With brown rice and Lemony Pine Nut Pesto, this dinner is complete!

Basil Crusted Panko Chicken Strips – serves 2

Ingredients:

1 cup panko or crushed corn flakes
1/4 cup grated Parmesan
2-3 tablespoons finely chopped fresh basil (or 1 1/2 tablespoons dried)
1 tablespoon olive oil
1 1/2 tablespoons white miso paste
1 tablespoon lemon juice
1 8-oz chicken breast, cut into 1/4″ think pieces
optional veggie sides: asparagus, broccoli, mushrooms, or any veggie you like roasted

Directions:

Preheat oven to 400 degrees. Mix panko, cheese and basil. Divide in half, set aside. Mix olive oil, miso, and lemon juice. Add chicken pieces and stir to coat. Dip chicken pieces in half of the panko mixture, adding more from the reserve mix as needed. Place on silpat or cookie sheet sprayed with nonstick spray, leaving some room for veggies, if using.

There was enough room to squeeze in the asparagus. Perfect dinner for two!
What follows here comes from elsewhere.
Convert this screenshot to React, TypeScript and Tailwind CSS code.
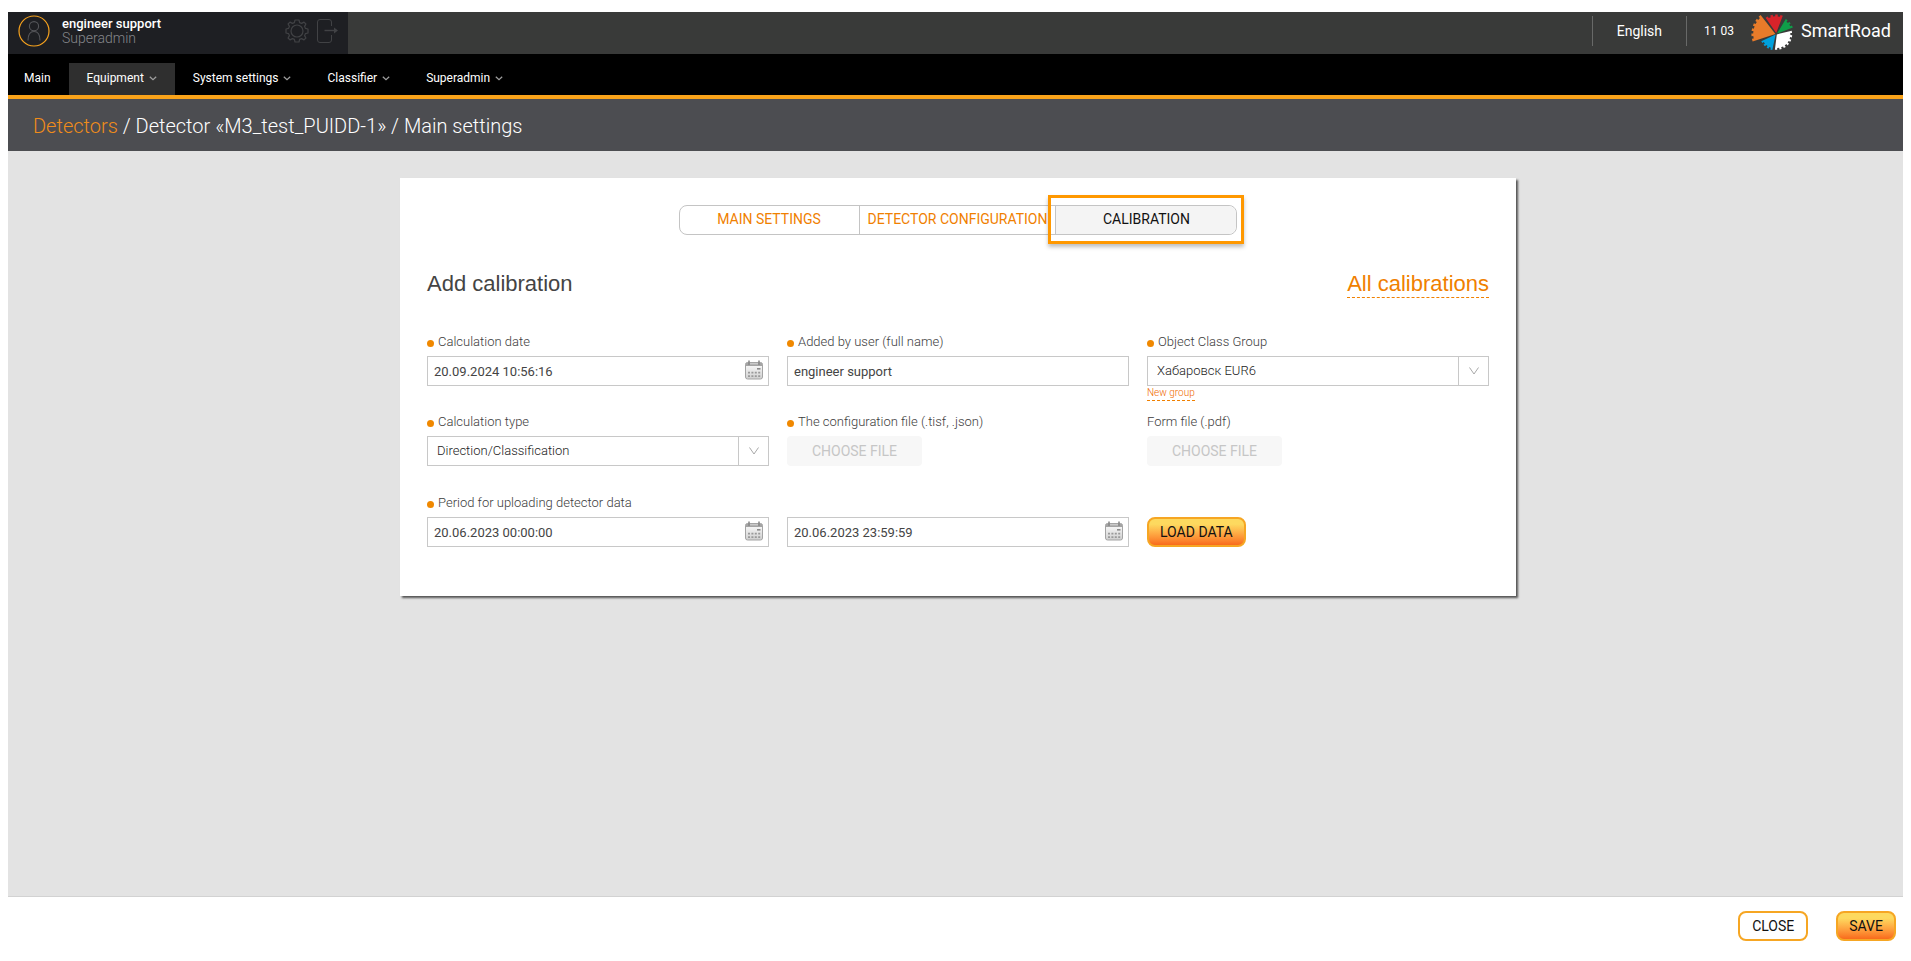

Using your hand, toss veggies in leftover miso paste, add 1-2 tablespoons panko mixture and tossing well to coat. Place on cookie sheet with chicken or on a new sheet if not enough room. (leftover panko mix can be used in your favorite burger, meat loaf or meat ball mixture. Store in fridge for up to 3 days.)

Bake for 10-12 minutes (3-5 minutes longer if your chicken is cut into thicker pieces.) Serve immediately with Lemony Pine Nut Pesto.

What are some of your favorite fruits of the summer? Got any great recipes for potlucks, picnics or family gatherings?